Definition of SIGNAL LOSS in Network Encyclopedia.
What is Signal Loss?
Signal Loss is the loss of strength of a signal as it propagates over a medium. Generally, the term refers to loss of signal strength in guided media such as copper cabling and fiber-optic cabling. Unguided media such as wireless networking technologies have signals that decrease in power per unit area primarily because of the inverse square law.

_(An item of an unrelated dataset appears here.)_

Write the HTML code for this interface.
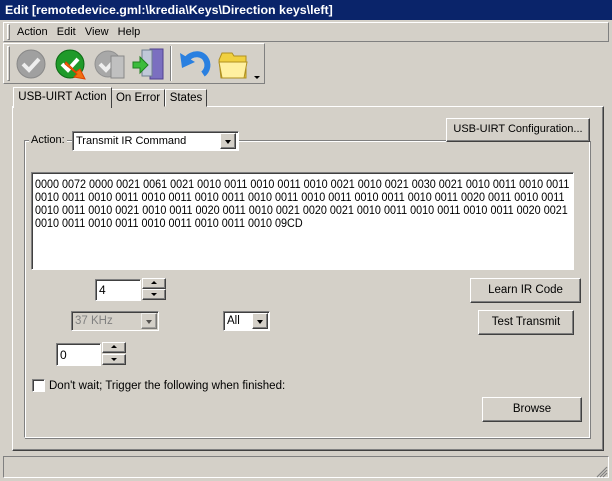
<!DOCTYPE html>
<html><head><meta charset="utf-8"><style>
*{margin:0;padding:0;box-sizing:border-box}
body{width:612px;height:481px;background:#d4d0c8;font-family:"Liberation Sans",sans-serif;font-size:11px;color:#000;position:relative;overflow:hidden}
.a{position:absolute}
.btn{position:absolute;background:#d4d0c8;border:1px solid;border-color:#fff #404040 #404040 #fff;box-shadow:inset -1px -1px 0 #808080;text-align:center;font-size:11px}
.sunk{position:absolute;background:#fff;border:1px solid;border-color:#808080 #fff #fff #808080;box-shadow:inset 1px 1px 0 #404040}
.dd{position:absolute;width:16px;background:#d4d0c8;border:1px solid;border-color:#fff #404040 #404040 #fff;box-shadow:inset -1px -1px 0 #808080}
.dd:after{content:"";position:absolute;left:4px;top:6px;border:3.5px solid transparent;border-top:4px solid #000}
.sp{position:absolute;width:24px;height:11px;background:#d4d0c8;border:1px solid;border-color:#fff #404040 #404040 #fff;box-shadow:inset -1px -1px 0 #808080}
.up:after{content:"";position:absolute;left:8px;top:2px;border:3px solid transparent;border-bottom:3px solid #000;border-top:0}
.dn:after{content:"";position:absolute;left:8px;top:3px;border:3px solid transparent;border-top:3px solid #000;border-bottom:0}
.ta div{white-space:nowrap;transform:scaleX(0.9);transform-origin:0 0;height:13px;line-height:13px}
</style></head><body>
<div class="a" style="left:0;top:0;width:612px;height:20px;background:#0a246a;color:#fff;font-weight:bold;font-size:12.4px;line-height:20px;padding-left:5px">Edit [remotedevice.gml:\kredia\Keys\Direction keys\left]</div>
<div class="a" style="left:3px;top:22px;width:606px;height:20px;border:1px solid;border-color:#fff #808080 #808080 #fff"></div>
<div class="a" style="left:7px;top:24px;width:3px;height:16px;border:1px solid;border-color:#fff #808080 #808080 #fff"></div>
<div class="a" style="left:17px;top:25px;line-height:14px">Action&nbsp;&nbsp;&nbsp;Edit&nbsp;&nbsp;&nbsp;View&nbsp;&nbsp;&nbsp;Help</div>
<div class="a" style="left:3px;top:43px;width:262px;height:41px;border:1px solid;border-color:#fff #808080 #808080 #fff"></div>
<div class="a" style="left:7px;top:46px;width:3px;height:35px;border:1px solid;border-color:#fff #808080 #808080 #fff"></div>
<div class="a" style="left:170px;top:46px;width:2px;height:35px;border-left:1px solid #808080;border-right:1px solid #fff"></div>
<svg class="a" style="left:0;top:40px" width="270" height="46">
<circle cx="31" cy="24" r="14" fill="#a0a0a0" stroke="#888"/><path d="M23 24l6 6 10-11" stroke="#eee" stroke-width="4" fill="none"/>
<circle cx="70" cy="24" r="14" fill="#1f9a2a" stroke="#0c6a14"/><path d="M62 24l6 6 10-11" stroke="#fff" stroke-width="4" fill="none"/><path d="M66 22l10 10 4-3 5 10-11-2 3-3-12-10z" fill="#f07010" stroke="#e04000"/>
<circle cx="108" cy="24" r="13" fill="#a8a8a8" stroke="#909090"/><path d="M100 24l6 6 9-10" stroke="#eee" stroke-width="4" fill="none"/><rect x="111" y="16" width="13" height="22" fill="#c0c0c0" stroke="#888"/>
<rect x="150" y="9" width="13" height="30" fill="#7b6fc0" stroke="#504090"/><rect x="142" y="10" width="10" height="26" fill="#c0c8d8" stroke="#708090"/><path d="M133 22h7v-5l8 8-8 8v-5h-7z" fill="#3cbc3c" stroke="#208020"/>
<path d="M186 20c6-8 18-8 21 2 2 8-4 12-4 12" stroke="#2a80e0" stroke-width="6" fill="none"/><path d="M180 13l2 15 13-6z" fill="#2a80e0"/>
<path d="M219 20l3-7h10l2 3h12v22h-25z" fill="#f0d040" stroke="#b09020"/><path d="M219 22h28l-3 16h-22z" fill="#fff0a0" stroke="#b09020"/>
<path d="M254 36h6l-3 3z" fill="#000"/>
</svg>
<div class="a" style="left:12px;top:106px;width:592px;height:345px;border:1px solid;border-color:#fff #404040 #404040 #fff;box-shadow:inset -1px -1px 0 #808080"></div>
<div class="a" style="left:111px;top:89px;width:54px;height:18px;border:1px solid;border-color:#fff #404040 transparent #fff;line-height:16px;text-align:center;background:#d4d0c8;font-size:11.5px">On Error</div>
<div class="a" style="left:165px;top:89px;width:42px;height:18px;border:1px solid;border-color:#fff #404040 transparent #fff;line-height:16px;text-align:center;background:#d4d0c8;font-size:11.5px">States</div>
<div class="a" style="left:13px;top:87px;width:99px;height:21px;border:1px solid;border-color:#fff #404040 transparent #fff;border-bottom:none;line-height:18px;text-align:center;background:#d4d0c8;font-size:11.5px;white-space:nowrap">USB-UIRT Action</div>
<div class="a" style="left:24px;top:140px;width:566px;height:298px;border:1px solid;border-color:#808080 #fff #fff #808080;box-shadow:inset 1px 1px 0 #fff,1px 1px 0 #808080"></div>
<div class="a" style="left:29px;top:133px;background:#d4d0c8;padding:0 2px;line-height:14px">Action:</div>
<div class="sunk" style="left:72px;top:131px;width:167px;height:20px;padding:3px 0 0 3px">Transmit IR Command</div>
<div class="dd" style="left:220px;top:133px;height:16px"></div>
<div class="btn" style="left:446px;top:118px;width:144px;height:24px;line-height:21px;font-size:11px">USB-UIRT Configuration...</div>
<div class="sunk ta" style="left:31px;top:172px;width:543px;height:98px;padding:5px 0 0 3px;font-size:12px">
<div>0000 0072 0000 0021 0061 0021 0010 0011 0010 0011 0010 0021 0010 0021 0030 0021 0010 0011 0010 0011</div>
<div>0010 0011 0010 0011 0010 0011 0010 0011 0010 0011 0010 0011 0010 0011 0010 0011 0020 0011 0010 0011</div>
<div>0010 0011 0010 0021 0010 0011 0020 0011 0010 0021 0020 0021 0010 0011 0010 0011 0010 0011 0020 0021</div>
<div>0010 0011 0010 0011 0010 0011 0010 0011 0010 09CD</div>
</div>
<div class="sunk" style="left:95px;top:279px;width:46px;height:22px;padding:3px 0 0 3px;font-size:12px">4</div>
<div class="sp up" style="left:142px;top:278px"></div><div class="sp dn" style="left:142px;top:289px"></div>
<div class="sunk" style="left:71px;top:311px;width:88px;height:20px;padding:3px 0 0 3px;background:#d4d0c8;color:#808080;font-size:11.5px">37 KHz</div>
<div class="dd" style="left:141px;top:313px;height:16px;opacity:.6"></div>
<div class="sunk" style="left:223px;top:311px;width:47px;height:20px;padding:3px 0 0 3px;font-size:11.5px">All</div>
<div class="dd" style="left:252px;top:313px;height:16px"></div>
<div class="sunk" style="left:56px;top:343px;width:45px;height:23px;padding:4px 0 0 3px;font-size:12px">0</div>
<div class="sp up" style="left:102px;top:342px"></div><div class="sp dn" style="left:102px;top:354px"></div>
<div class="sunk" style="left:32px;top:379px;width:13px;height:13px"></div>
<div class="a" style="left:49px;top:379px;line-height:14px;font-size:11.5px">Don't wait; Trigger the following when finished:</div>
<div class="btn" style="left:470px;top:278px;width:111px;height:25px;line-height:22px;font-size:11.5px">Learn IR Code</div>
<div class="btn" style="left:478px;top:310px;width:96px;height:25px;line-height:22px;font-size:11.5px">Test Transmit</div>
<div class="btn" style="left:482px;top:397px;width:100px;height:25px;line-height:22px;font-size:11.5px">Browse</div>
<div class="a" style="left:3px;top:456px;width:606px;height:22px;border:1px solid;border-color:#808080 #fff #fff #808080"></div>
<svg class="a" style="left:596px;top:466px" width="12" height="12"><path d="M11 1L1 11M11 4L4 11M11 7L7 11" stroke="#808080" stroke-width="1.2"/></svg>
</body></html>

How does Signal Loss work?
A number of mechanisms can cause signal loss in a wire or cable:
- Attenuation: Caused by resistive losses in the cable and affects only copper cabling
- Absorption: Causes signal loss in fiber cabling because the glass core material is not perfectly transparent
- Fractures: Can result in both attenuation and absorption of signal strength
- Splices, connectors, and couplings: Involve dissimilar materials joined together and generally produce some loss
Signal loss is generally expressed in units of decibels (dB) per source of the loss. The following table shows typical signal loss values for fiber-optic cabling. These rough values are useful for estimating total signal loss, which you calculate by simply adding the loss for each element in the light path.
Signal Loss Values for Fiber-Optic Cabling
|Source of Loss||Approximate Signal Loss|
|Connector loss||3 dB/termination|
|Coupling loss||2 dB/coupler|
|Intrinsic loss||6 dB/1000 meters|
|Microbending loss||Increases with decreasing bend radius|
|Splice loss||4 dB/splice|
The total end-to-end signal loss of a light path through a fiber-optic cabling system is known as the optical power budget. If this value is greater than the power launch rating of your line driver, your system won’t work.